Em fevereiro, a imprensa começou a divulgar fragmentos de uma declaração que Troikan havia escrito para a filha e ela tinha tornado pública. Entre outras coisas, dizia:
“A tragédia que tenho vivido desde junho de 1976 é agravada, sobretudo, pelo fato de eu ser prisioneiro de meu próprio país... Minha fidelidade à pátria não é razão para que eu aceite a injustiça que sobre mim se acometeu, para que eu aceite ser vítima de calúnias, de abuso de poder e do desprezo total das leis...”
“Em várias ocasiões os representantes das autoridades romenas utilizaram a argumentação seguinte: “Você é um cidadão romeno, e o Estado pode fazer o que quiser com você”. Como repudio o caráter feudal desse argumento e como qualquer diálogo com o poder está impossível, renuncio à nacionalidade romena”.
Em março de 1978 aconteceu na Romênia, sob a influência de Moscou, aconteceu um dos mais importantes expurgos do regime de Ceausescu, o sanguinário “chefe” do governo comunista, implantado logo depois do final da Segunda Guerra Mundial. Praticamente todos os funcionários do segundo e terceiro escalão na hierarquia do governo caíram em desgraça e alguns foram substituídos, presos outros, tudo dentro do figurino dos governos títeres da União Soviética.

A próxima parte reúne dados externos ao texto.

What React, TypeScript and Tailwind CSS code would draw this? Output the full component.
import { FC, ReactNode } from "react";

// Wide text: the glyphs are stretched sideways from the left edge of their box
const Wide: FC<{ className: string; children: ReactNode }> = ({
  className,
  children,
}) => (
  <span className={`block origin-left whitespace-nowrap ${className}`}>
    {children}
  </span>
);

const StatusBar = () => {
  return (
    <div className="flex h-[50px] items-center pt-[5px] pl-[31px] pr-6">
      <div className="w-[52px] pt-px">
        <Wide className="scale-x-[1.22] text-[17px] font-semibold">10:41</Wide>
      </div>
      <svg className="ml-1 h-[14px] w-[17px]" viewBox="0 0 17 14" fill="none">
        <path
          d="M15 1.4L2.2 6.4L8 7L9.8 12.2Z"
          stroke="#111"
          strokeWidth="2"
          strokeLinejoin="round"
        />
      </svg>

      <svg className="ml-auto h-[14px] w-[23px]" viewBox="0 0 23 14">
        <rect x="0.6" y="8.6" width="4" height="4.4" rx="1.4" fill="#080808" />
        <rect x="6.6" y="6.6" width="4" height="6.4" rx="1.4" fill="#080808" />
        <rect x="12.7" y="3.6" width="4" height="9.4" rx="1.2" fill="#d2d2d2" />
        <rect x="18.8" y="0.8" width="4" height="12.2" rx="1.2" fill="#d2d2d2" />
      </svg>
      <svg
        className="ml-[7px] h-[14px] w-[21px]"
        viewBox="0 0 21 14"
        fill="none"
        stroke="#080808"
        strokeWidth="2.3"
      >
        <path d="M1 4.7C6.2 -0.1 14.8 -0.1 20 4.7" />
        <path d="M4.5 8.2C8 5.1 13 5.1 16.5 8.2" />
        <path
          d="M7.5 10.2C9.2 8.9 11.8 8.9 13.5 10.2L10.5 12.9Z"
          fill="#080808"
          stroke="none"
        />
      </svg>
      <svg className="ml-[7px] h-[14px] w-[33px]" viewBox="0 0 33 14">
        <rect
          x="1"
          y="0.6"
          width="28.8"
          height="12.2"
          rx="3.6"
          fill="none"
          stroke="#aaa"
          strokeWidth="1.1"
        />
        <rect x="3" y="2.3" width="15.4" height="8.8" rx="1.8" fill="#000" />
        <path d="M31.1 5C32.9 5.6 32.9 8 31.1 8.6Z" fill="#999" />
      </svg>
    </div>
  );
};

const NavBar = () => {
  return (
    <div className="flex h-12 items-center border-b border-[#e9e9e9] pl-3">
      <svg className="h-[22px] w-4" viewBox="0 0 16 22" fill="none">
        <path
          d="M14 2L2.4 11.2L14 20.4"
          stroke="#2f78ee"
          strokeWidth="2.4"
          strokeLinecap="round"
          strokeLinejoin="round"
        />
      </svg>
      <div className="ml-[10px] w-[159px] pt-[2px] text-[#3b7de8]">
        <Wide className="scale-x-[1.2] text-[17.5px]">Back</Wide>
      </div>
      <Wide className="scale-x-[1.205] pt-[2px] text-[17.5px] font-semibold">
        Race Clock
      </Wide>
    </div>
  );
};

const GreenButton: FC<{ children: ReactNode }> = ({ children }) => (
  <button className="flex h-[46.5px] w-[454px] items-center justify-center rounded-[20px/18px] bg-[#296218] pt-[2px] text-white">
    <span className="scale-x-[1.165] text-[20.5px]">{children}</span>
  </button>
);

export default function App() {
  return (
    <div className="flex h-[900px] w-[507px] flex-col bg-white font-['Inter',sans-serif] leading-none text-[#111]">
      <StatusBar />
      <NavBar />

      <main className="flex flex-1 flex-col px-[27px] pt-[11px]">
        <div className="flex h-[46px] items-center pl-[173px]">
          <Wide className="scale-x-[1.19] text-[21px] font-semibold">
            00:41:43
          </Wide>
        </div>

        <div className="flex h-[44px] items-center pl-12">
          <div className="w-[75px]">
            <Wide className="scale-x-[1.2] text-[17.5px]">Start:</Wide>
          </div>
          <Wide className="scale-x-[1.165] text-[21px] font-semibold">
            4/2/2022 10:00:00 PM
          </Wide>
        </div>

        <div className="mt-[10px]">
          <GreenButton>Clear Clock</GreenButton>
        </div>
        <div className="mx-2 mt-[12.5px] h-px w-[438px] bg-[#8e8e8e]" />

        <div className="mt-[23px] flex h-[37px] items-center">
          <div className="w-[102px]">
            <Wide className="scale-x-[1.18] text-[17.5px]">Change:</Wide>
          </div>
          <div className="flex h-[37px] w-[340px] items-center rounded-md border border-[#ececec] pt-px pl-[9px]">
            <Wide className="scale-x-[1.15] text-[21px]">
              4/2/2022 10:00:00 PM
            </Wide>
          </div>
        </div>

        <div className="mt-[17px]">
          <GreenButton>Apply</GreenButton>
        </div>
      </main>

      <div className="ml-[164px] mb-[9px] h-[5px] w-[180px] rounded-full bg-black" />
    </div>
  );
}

Ao mesmo tempo a pressão internacional e da UNESCO se intensificou. Delegações de caráter governamental ou parlamentar, ao passarem por Budapeste, traziam o assunto para a pauta de discussões. Ceausescu também era questionado, quando visitava outros paises fora da esfera da União Soviética. Em abril diversas entidades internacionais manifestaram-se, condenando a violência da independência da função publica internacional. Em maio, houve uma proposta do Conselho Executivo da UNESCO para levar o conflito até a Corte Internacional de Justiça, em Haia.
Ante tal ofensiva, vinda de muitos lados, Ceausescu finalmente cedeu. Em seis de maio, Troikan foi chamado pelo novo vice-diretor de Relações Internacionais e informado que estava autorizado a voltar a Paris.

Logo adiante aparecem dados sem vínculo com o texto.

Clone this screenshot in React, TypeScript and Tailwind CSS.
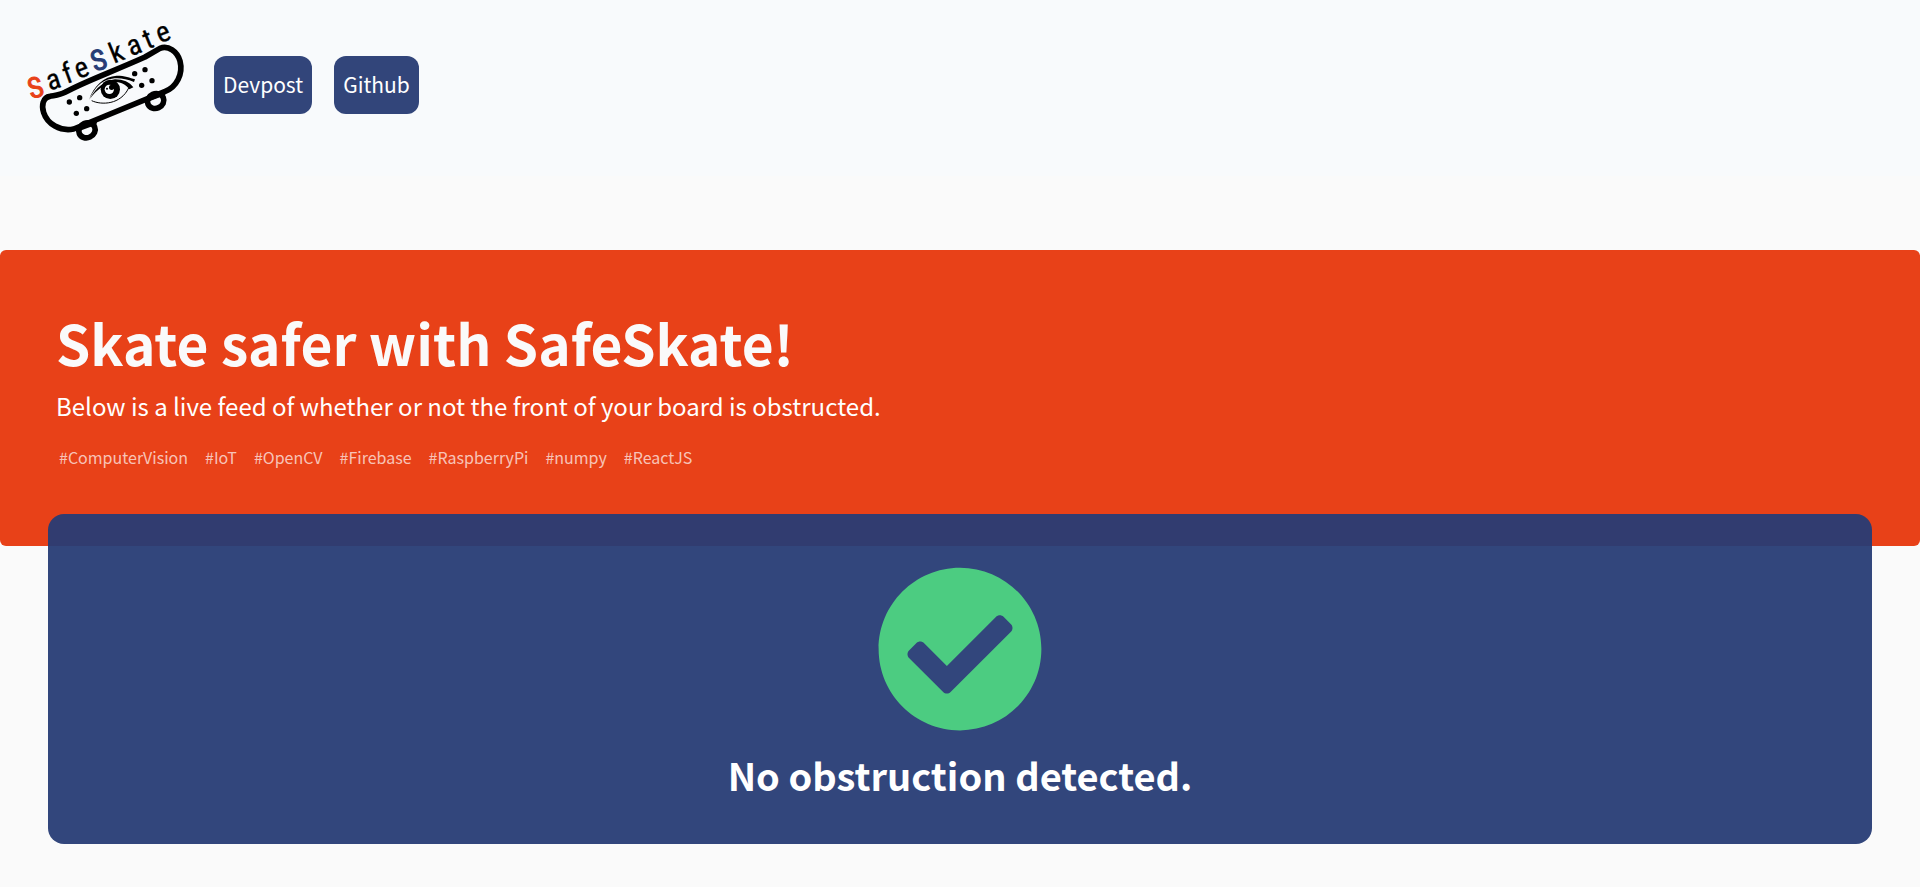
import { FaCheckCircle } from 'react-icons/fa';

const tags = ['#ComputerVision', '#IoT', '#OpenCV', '#Firebase', '#RaspberryPi', '#numpy', '#ReactJS'];

const letters = [
  { c: 'S', x: 115, y: 291, r: -17, f: '#e84118', w: 3 },
  { c: 'a', x: 168, y: 266, r: -18, f: '#000', w: 1 },
  { c: 'f', x: 212, y: 247, r: -20, f: '#000', w: 1 },
  { c: 'e', x: 254, y: 230, r: -22, f: '#000', w: 1 },
  { c: 'S', x: 306, y: 208, r: -20, f: '#273c75', w: 3 },
  { c: 'k', x: 360, y: 184, r: -22, f: '#000', w: 1 },
  { c: 'a', x: 412, y: 162, r: -22, f: '#000', w: 1 },
  { c: 't', x: 454, y: 144, r: -22, f: '#000', w: 1 },
  { c: 'e', x: 499, y: 123, r: -22, f: '#000', w: 1 },
];

const bolts = [
  [208, 306], [239, 293], [260, 326], [229, 340],
  [404, 221], [435, 209], [456, 242], [425, 256],
];

function Logo() {
  return (
    <svg viewBox="0 0 660 480" className="h-40 w-[220px]" role="img" aria-label="SafeSkate">
      {letters.map((l, i) => (
        <text
          key={i}
          transform={`translate(${l.x} ${l.y}) rotate(${l.r})`}
          fontSize="86"
          fill={l.f}
          stroke={l.f}
          strokeWidth={l.w}
          textAnchor="middle"
          className="font-['Liberation_Sans_Narrow','Roboto_Condensed','DejaVu_Sans_Condensed',sans-serif]"
        >
          {l.c}
        </text>
      ))}
      <g fill="none" stroke="#000" strokeWidth="17" strokeLinejoin="round" strokeLinecap="round">
        <path d="M150 289C128 292 124 318 131 338C142 372 180 395 221 387L494 275C530 262 550 222 540 183C532 155 505 135 480 145L435 171C340 214 250 246 195 277C180 285 165 286 150 289Z" />
        <ellipse cx="261" cy="391" rx="25" ry="22" transform="rotate(-24 261 391)" />
        <ellipse cx="467" cy="303" rx="25" ry="22" transform="rotate(-24 467 303)" />
      </g>
      <path d="M226 388L292 362L289 374L236 394ZM434 302L497 276L495 286L442 306Z" />
      {bolts.map(([x, y]) => (
        <circle key={`${x}-${y}`} cx={x} cy={y} r="8" />
      ))}
      <path d="M267 300C280 258 312 229 350 227C375 227 390 233 405 238L402 246C370 233 345 232 320 240C295 250 278 275 267 300Z" />
      <path d="M270 296C288 262 315 242 345 238C370 238 389 246 400 262L388 268C377 252 362 246 345 246C315 250 290 270 270 296Z" />
      <path d="M275 302C305 316 362 314 386 264" fill="none" stroke="#000" strokeWidth="3" />
      <circle cx="331" cy="268" r="29" />
      <circle cx="328" cy="268" r="14" fill="#f8fafc" />
      <circle cx="335" cy="262" r="8" />
      <circle cx="321" cy="266" r="3" />
    </svg>
  );
}

export default function App() {
  return (
    <div className="min-h-screen bg-[#fafafa] font-['Noto_Sans_CJK_JP',sans-serif] text-white">
      <header className="flex h-[176px] items-start bg-[#f8fafc]">
        <a href="#home" className="shrink-0"><Logo /></a>
        <nav className="mt-14 -ml-1.5 flex gap-[22px] text-[21px]">
          <a href="#devpost" className="flex h-[58px] items-center rounded-xl bg-[#32457a] px-[9px]">Devpost</a>
          <a href="#github" className="flex h-[58px] items-center rounded-xl bg-[#32457a] px-[9px]">Github</a>
        </nav>
      </header>
      <main className="pt-[74px] pb-11">
        <section className="rounded-md bg-[#e84118] px-14 pt-[57px] pb-[77px]">
          <h1 className="text-[55px] leading-[70px] font-semibold text-[#fafafa]">Skate safer with SafeSkate!</h1>
          <p className="mt-2 text-2xl leading-[42px]">Below is a live feed of whether or not the front of your board is obstructed.</p>
          <ul className="mt-[18px] flex flex-wrap gap-x-[17px] px-[3px] text-base leading-6 text-white/70">
            {tags.map((t) => <li key={t}>{t}</li>)}
          </ul>
        </section>
        <section className="relative mx-12 -mt-8 flex flex-col items-center rounded-2xl bg-[#273c75]/95 pt-[51px] pb-[39px]">
          <FaCheckCircle className="size-[168px] text-[#4ccc81]" />
          <h2 className="mt-3 text-[38px] leading-[60px] font-semibold">No obstruction detected.</h2>
        </section>
      </main>
    </div>
  );
}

Uma semana depois (12 de maio de 1978) Troikan e sua mulher deixaram Bucareste, com passaportes e vistos de turistas. Chegaram a Paris dois dias depois e no dia 16 ele reiniciou seu trabalho na UNESCO.
Após quase dois anos de ausência, Troikan voltava à vida normal. Havia ganhado a partida. Porém as marcas da prova que acabara de atravessar iriam marcá-lo pelo resto de seus dias.